One of the things that has been most trying about marriage has been the integration of our lives together when, prior to meeting, we were both fully-functional, autonomous human beings. In particular, matters of budgeting can be difficult, and after investing most of our savings in the a new front porch and cellar ceiling, Sonja was not about to acquiesce to building still more expensive racks in the wine cellar. Meanwhile, I had boxes upon boxes of wine sitting around that contained God-knows-what (yes, obviously they contained wine, but that’s not terribly helpful when you’re trying to find something specific) and felt that I needed more racks in the cellar immediately. With that in mind, and always attempting to avoid doing something worthy of divorcing me, I devised a scheme for putting in some low-cost racks that, I thought, turned out fairly well.

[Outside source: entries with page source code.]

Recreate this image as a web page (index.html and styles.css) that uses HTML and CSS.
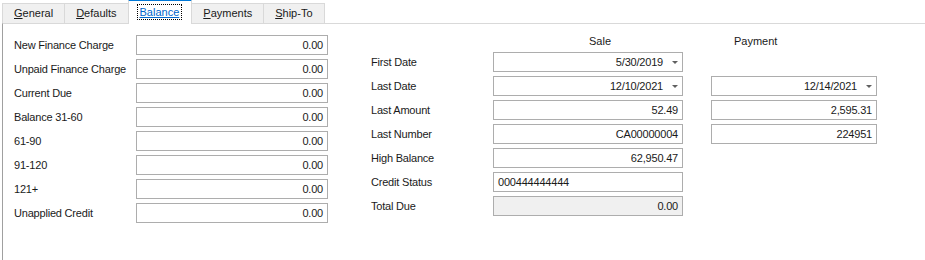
FILE: index.html
```html
<!DOCTYPE html>
<html lang="en">
<head>
  <meta charset="UTF-8" />
  <title>Customer - Balance</title>
  <link rel="stylesheet" href="styles.css">
</head>
<body>
  <div class="tabs">
    <div class="tab"><u>G</u>eneral</div>
    <div class="tab"><u>D</u>efaults</div>
    <div class="tab active"><span class="focus">Balance</span></div>
    <div class="tab"><u>P</u>ayments</div>
    <div class="tab"><u>S</u>hip-To</div>
  </div>

  <div class="page">
    <div class="grid aging">
      <label>New Finance Charge</label><div class="box num">0.00</div>
      <label>Unpaid Finance Charge</label><div class="box num">0.00</div>
      <label>Current Due</label><div class="box num">0.00</div>
      <label>Balance 31-60</label><div class="box num">0.00</div>
      <label>61-90</label><div class="box num">0.00</div>
      <label>91-120</label><div class="box num">0.00</div>
      <label>121+</label><div class="box num">0.00</div>
      <label>Unapplied Credit</label><div class="box num">0.00</div>
    </div>

    <div class="grid history">
      <span></span><div class="head sale-head">Sale</div><span></span><div class="head pay-head">Payment</div>

      <label>First Date</label>
      <div class="box date">5/30/2019<i class="arrow"></i></div>
      <span></span><span></span>

      <label>Last Date</label>
      <div class="box date">12/10/2021<i class="arrow"></i></div>
      <span></span>
      <div class="box date">12/14/2021<i class="arrow"></i></div>

      <label>Last Amount</label>
      <div class="box num">52.49</div>
      <span></span>
      <div class="box num">2,595.31</div>

      <label>Last Number</label>
      <div class="box num">CA00000004</div>
      <span></span>
      <div class="box num">224951</div>

      <label>High Balance</label>
      <div class="box num">62,950.47</div>
      <span></span><span></span>

      <label>Credit Status</label>
      <div class="box">000444444444</div>
      <span></span><span></span>

      <label>Total Due</label>
      <div class="box num readonly">0.00</div>
      <span></span><span></span>
    </div>
  </div>
</body>
</html>
```

FILE: styles.css
```css
html, body {
  height: 100%;
  overflow: hidden;
}

body {
  margin: 0;
  padding-left: 2px;
  font-family: "Liberation Sans", Arial, sans-serif;
  font-size: 11px;
  color: #1a1a1a;
  background: #fff;
}

.tabs {
  display: flex;
  align-items: flex-end;
  height: 23px;
}

.tab {
  height: 19px;
  line-height: 19px;
  padding: 0 11px;
  background: #f0f0f0;
  border: 1px solid #d9d9d9;
  border-bottom: none;
  margin-right: -1px;
}

.tab.active {
  position: relative;
  z-index: 1;
  height: 23px;
  line-height: 23px;
  margin-bottom: -1px;
  padding: 0 10px 0 9px;
  background: #fff;
  border-top: 2px solid #0078d7;
  border-color: #0078d7 #d9d9d9 #d9d9d9;
}

.focus {
  color: #0066cc;
  text-decoration: underline;
  outline: 1px dotted #000;
  padding: 1px 2px;
}

.page {
  box-sizing: border-box;
  display: flex;
  gap: 43px;
  height: calc(100% - 23px);
  padding: 11px 0 0 11px;
  border-top: 1px solid #d9d9d9;
  border-left: 1px solid #a0a0a0;
}

.grid {
  display: grid;
  row-gap: 4px;
  grid-auto-rows: 20px;
  align-items: center;
  align-self: flex-start;
}

.aging {
  grid-template-columns: 122px 192px;
}

.history {
  grid-template-columns: 122px 190px 28px 166px;
  grid-template-rows: 13px;
}

.head {
  line-height: 13px;
}

.sale-head {
  margin-left: 96px;
}

.pay-head {
  margin-left: 23px;
}

label {
  white-space: nowrap;
  letter-spacing: -0.2px;
}

.box {
  box-sizing: border-box;
  height: 20px;
  line-height: 18px;
  padding: 0 4px;
  border: 1px solid #adadad;
  background: #fff;
  white-space: nowrap;
  letter-spacing: -0.2px;
}

.num {
  text-align: right;
}

.readonly {
  background: #f0f0f0;
}

.date {
  display: flex;
  justify-content: flex-end;
  align-items: center;
  padding-right: 4px;
}

.arrow {
  width: 0;
  height: 0;
  margin-left: 9px;
  border-left: 3px solid transparent;
  border-right: 3px solid transparent;
  border-top: 3px solid #606060;
}
```
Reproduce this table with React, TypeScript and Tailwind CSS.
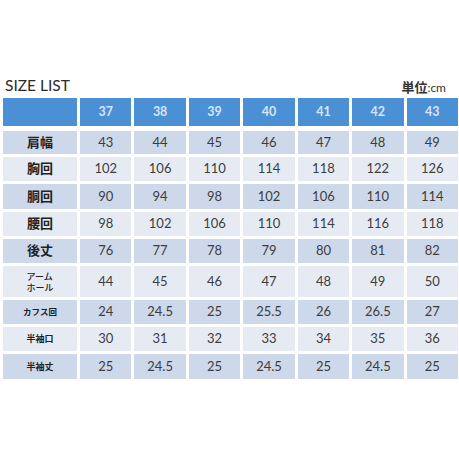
const sizes = ["37", "38", "39", "40", "41", "42", "43"];

type Row = { label: React.ReactNode; h: string; values: string[] };

const rows: Row[] = [
  { label: <span className="text-[13px] font-bold">肩幅</span>, h: "h-[23px]", values: ["43", "44", "45", "46", "47", "48", "49"] },
  { label: <span className="text-[13px] font-bold">胸回</span>, h: "h-[24px]", values: ["102", "106", "110", "114", "118", "122", "126"] },
  { label: <span className="text-[13px] font-bold">胴回</span>, h: "h-[25px]", values: ["90", "94", "98", "102", "106", "110", "114"] },
  { label: <span className="text-[13px] font-bold">腰回</span>, h: "h-[24px]", values: ["98", "102", "106", "110", "114", "116", "118"] },
  { label: <span className="text-[13px] font-bold">後丈</span>, h: "h-[24px]", values: ["76", "77", "78", "79", "80", "81", "82"] },
  {
    label: (
      <span className="inline-block text-[9px] leading-[11px] text-left font-medium">
        アーム
        <br />
        ホール
      </span>
    ),
    h: "h-[31px]",
    values: ["44", "45", "46", "47", "48", "49", "50"],
  },
  { label: <span className="text-[8.5px] font-bold">カフス回</span>, h: "h-[24px]", values: ["24", "24.5", "25", "25.5", "26", "26.5", "27"] },
  { label: <span className="text-[9px] font-bold">半袖口</span>, h: "h-[24px]", values: ["30", "31", "32", "33", "34", "35", "36"] },
  { label: <span className="text-[9px] font-bold">半袖丈</span>, h: "h-[25px]", values: ["25", "24.5", "25", "24.5", "25", "24.5", "25"] },
];

const App = () => {
  return (
    <div
      className="w-[459px] h-[459px] bg-white pt-[74px] pl-[3px] text-[#333]"
      style={{ fontFamily: "Lato, 'Noto Sans CJK JP', sans-serif" }}
    >
      <div className="flex items-end justify-between h-[24px] pb-[5px] pr-[13px] pl-[2px]">
        <span className="text-[15.5px] leading-none text-[#2b2b2b]">SIZE LIST</span>
        <span className="text-[12px] leading-none mb-[-1px]">
          <span className="font-bold text-[13px]">単位</span>:cm
        </span>
      </div>

      <div className="w-[455px] grid grid-cols-[74px_repeat(7,1fr)] gap-x-[3px]">
        <div className="h-[28px] bg-[#4b8fd5]" />
        {sizes.map((s) => (
          <div key={s} className="h-[28px] bg-[#4b8fd5] flex items-center justify-center text-[12.5px] font-bold text-[#d6e6f7]">
            {s}
          </div>
        ))}
      </div>

      <div className="w-[455px] mt-[5px] flex flex-col gap-y-[3px]">
        {rows.map((r, i) => {
          const bg = i % 2 === 0 ? "bg-[#cdd8ea]" : "bg-[#e6ebf3]";
          return (
            <div key={i} className="grid grid-cols-[74px_repeat(7,1fr)] gap-x-[3px]">
              <div className={`${r.h} ${bg} w-full flex items-center justify-center text-center text-[#222]`}>{r.label}</div>
              {r.values.map((v, j) => (
                <div key={j} className={`${r.h} ${bg} flex items-center justify-center text-[13px] text-[#3d3d3d]`}>
                  {v}
                </div>
              ))}
            </div>
          );
        })}
      </div>
    </div>
  );
};

export default App;
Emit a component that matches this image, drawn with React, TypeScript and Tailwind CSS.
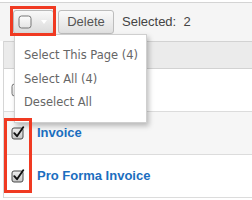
import React from "react";

function CheckedBox() {
  return (
    <svg width="14" height="14" viewBox="0 0 14 14" className="block">
      <defs>
        <linearGradient id="cbg" x1="0" y1="0" x2="0" y2="1">
          <stop offset="0" stopColor="#f2f2f2" />
          <stop offset="1" stopColor="#c4c4c4" />
        </linearGradient>
      </defs>
      <rect x="1" y="2" width="11" height="11" rx="2" fill="url(#cbg)" stroke="#4a4a4a" strokeWidth="1" />
      <path d="M3.3 7.2 L6 10.2 L12.2 1.2" fill="none" stroke="#111" strokeWidth="1.9" strokeLinecap="round" strokeLinejoin="round" />
    </svg>
  );
}

function EmptyBox() {
  return (
    <svg width="14" height="14" viewBox="0 0 14 14" className="block">
      <defs>
        <linearGradient id="ebg" x1="0" y1="0" x2="0" y2="1">
          <stop offset="0" stopColor="#fdfdfd" />
          <stop offset="1" stopColor="#e4e4e4" />
        </linearGradient>
      </defs>
      <rect x="1" y="1" width="12" height="12" rx="2.5" fill="url(#ebg)" stroke="#777" strokeWidth="1" />
    </svg>
  );
}

export default function App() {
  return (
    <div className="relative w-[252px] h-[200px] bg-white overflow-hidden" style={{ fontFamily: '"Liberation Sans", Arial, sans-serif' }}>
      <div className="pt-[2px]">
        {/* toolbar */}
        <div className="h-[39px] border-t border-[#d4d4d4] bg-[#f5f5f5] flex items-center pl-[13px]">
          <div className="w-[41px] h-[24px] rounded-[3px] border border-[#b9b9b9] bg-gradient-to-b from-[#f9f9f9] to-[#dadada] flex items-center pl-[4px] gap-[9px]">
            <EmptyBox />
            <div className="w-0 h-0 border-l-[3.5px] border-r-[3.5px] border-t-[4px] border-l-transparent border-r-transparent border-t-white" />
          </div>
          <div className="ml-[4px] w-[56px] h-[24px] rounded-[3px] border border-[#bdbdbd] bg-gradient-to-b from-[#fafafa] to-[#e0e0e0] flex items-center justify-center text-[13px] text-[#555]">
            Delete
          </div>
          <div className="ml-[8px] text-[13px] text-[#444]">Selected:&nbsp; 2</div>
        </div>
        {/* table */}
        <div className="ml-[3px] border-l border-[#d6d6d6]">
          <div className="h-[28px] border-t border-b border-[#d2d2d2] bg-[#ebebeb]" />
          <div className="h-[43px] border-b border-[#dcdcdc] bg-white flex items-center pl-[7px]">
            <EmptyBox />
          </div>
          <div className="h-[43px] border-b border-[#dcdcdc] bg-[#f6f6f6] flex items-center pl-[7px] gap-[12px]">
            <CheckedBox />
            <span className="text-[13px] font-bold text-[#1b6ebf]">Invoice</span>
          </div>
          <div className="h-[43px] border-b border-[#dcdcdc] bg-white flex items-center pl-[7px] gap-[12px]">
            <CheckedBox />
            <span className="text-[13px] font-bold text-[#1b6ebf]">Pro Forma Invoice</span>
          </div>
        </div>
      </div>

      {/* dropdown menu */}
      <div
        className="absolute left-[14px] top-[34px] w-[133px] h-[89px] bg-white border border-[#cfcfcf] shadow-[2px_3px_5px_rgba(0,0,0,0.25)] pt-[9px] text-[11.5px] text-[#666]"
        style={{ fontFamily: '"DejaVu Sans", sans-serif' }}
      >
        <div className="h-[23.5px] flex items-center pl-[9px]">Select This Page (4)</div>
        <div className="h-[23.5px] flex items-center pl-[9px]">Select All (4)</div>
        <div className="h-[23.5px] flex items-center pl-[9px]">Deselect All</div>
      </div>

      {/* red highlight boxes */}
      <div className="absolute left-[10px] top-[6px] w-[46px] h-[30px] border-[3px] border-[#f03a22]" />
      <div className="absolute left-[4px] top-[118px] w-[28px] h-[75px] border-[3px] border-[#f03a22]" />
    </div>
  );
}
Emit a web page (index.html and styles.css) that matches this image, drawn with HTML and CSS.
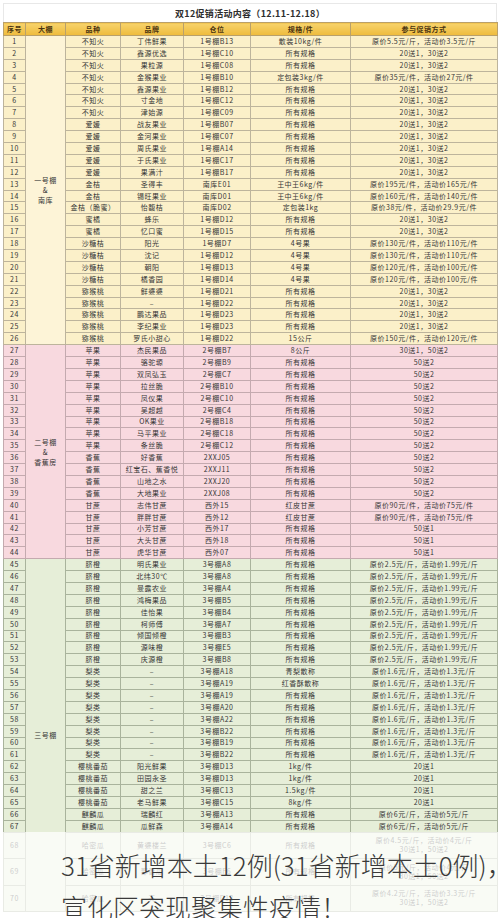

I began with the idea, and once I had it visualized, felt pretty good about it. I thought about all of the possible ways it could go wrong, schemed, problem-solved, and then ordered my materials. I started by finding some nine-bottle side-display racks on Amazon. The style is common, and as I hunted and hunted I kept finding lower and lower cost versions. It began at $22, then $19, then $15.99. I ordered three to see if I liked the quality, and they were solid. I waited for Prime Day, and when they didn’t go on sale kept hunting, eventually tracking them down for $13.99 each and ordering 28 of them. Total cost: $392. I pulled them all out of their boxes and assembled them with my rubber mallet (sold separately).
After the racks had been acquired, I went to Menard’s. I bought a hammer drill for $20, some concrete anchors, liquid nails, and a bunch of battered old pine 2″ x 2″ posts. Total cost: $80. Running total: $472. I brought it all home, drug the lot down to the cellar, and continued to conceptualize.
Pretty quickly I realized that my brick walls were somewhat uneven, my pine beams warped, and that a $20 hammer drill is just that, and may not be equal to the daunting task for which I, but probably not its manufacturer, had intended. I called Austin at Old World Craftsmen who, along with Dave, had been part of the cellar project all summer long, and he agree to help me out. His help included the use of his far superior implements, and soon we were cooking with fire. From there, the racks went up pretty quickly.
Once we had the racks up, I paid Austin, bringing the total cost of the project to around $650. Not bad for a tight budget, and less than 20% what it would have cost to put up racks like the other ones I’ve got. From there, I was left with the daunting task of putting bottles on the racks. I wish that the following images could be accompanied by banjo music and a stop-action video of me running around the cellar frantically like an ant, but you’ll just have to imagine all of that I suppose.
I placed each bottle gently upon the racks, remembering each screw head that I tore off with my drill, every small crack in the pine, every doubt I had despite the fact that each rack was anchored to the wall by liquid nails and five individual concrete anchors, to say nothing of the fact that gravity is on my side, the racks pulling down rather than out, if anything strengthening the grip of the anchors. Still, every time I step into the cellar, I worry about finding nine shattered bottles of Napa Cabernet on the floor.
When Sonja returned from her business trip she followed me, unprompted, into the cellar one night. “Wow,” she said. “Looks good.” We admired the space the thin racks left us and began scheming about hosting dinners down there. I drug the boxes to the curb for the recycling and surveyed my work. The floor is still dirty, one of the corners still full of paint and miscellaneous project remnants, and I have misgivings about our dehumidifier, but by and large the cellar has come together nicely. I appreciate those of you who have read the previous eight installments of “The Wine Cellar Chronicles” and who can join me in appreciating the journey. I hope someday soon perhaps you’ll join me in the cellar. I’d love to share a glass of wine with you down there, now that it’s worth spending time in.
Cheers to finding a way to get things done on a budget, and happy Friday my friends!